The company was founded in 1994 by Chen Ailian. It manufactures lightweight metal parts: aluminium wheels and magnesium alloy materials, and provides environmental protection coatings, hybrid vehicle and electric vehicle assembly and powertrain systems, technical services and control systems.

It is involved in aircraft manufacturing and research & development, airport construction and management and general aviation operations: aerial sightseeing, air sports and flight training services.

It supplies industrial automatic gating systems, low pressure die cast machines and auxiliary equipment, with consulting and maintenance and repair services, and provides automation for auto and heavy industries and industrial robot intelligent equipment.

It provides private equity, hedge fund and finance leasing services.

It designs, develops, and constructs real estate properties and services high-rise buildings, multi-story residences, villas, office buildings, community and commercial buildings and government properties.

It is amongst the Chinese Private Enterprises Top 500 (#123) and China Auto Industry Top 30 (#18).
It is listed on the Shenzhen Stock Exchange and is a part of the SZSE 200 Index.

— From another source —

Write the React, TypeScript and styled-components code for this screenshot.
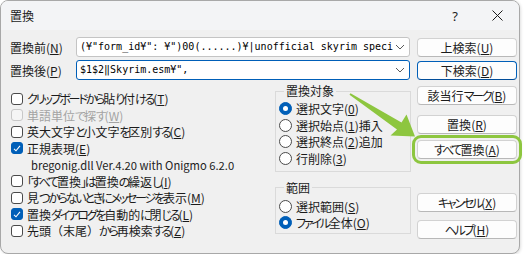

Wanfeng Auto wheel started manufacturing aluminum motorcycle wheels in 1994 and automotive aluminum wheels in 1998. Today Wanfeng has 5 automotive wheel plants in China - Xinchang, Ningbo, Jilin, Chongqing and Weihai which has a combined capacity to produce more than 24 million auto wheels per year. Wanfeng Auto Wheel also has 3 motorcycle manufacturing plants including one in India. Together, they have an output of more than 18 million motorcycle alloy wheels annually.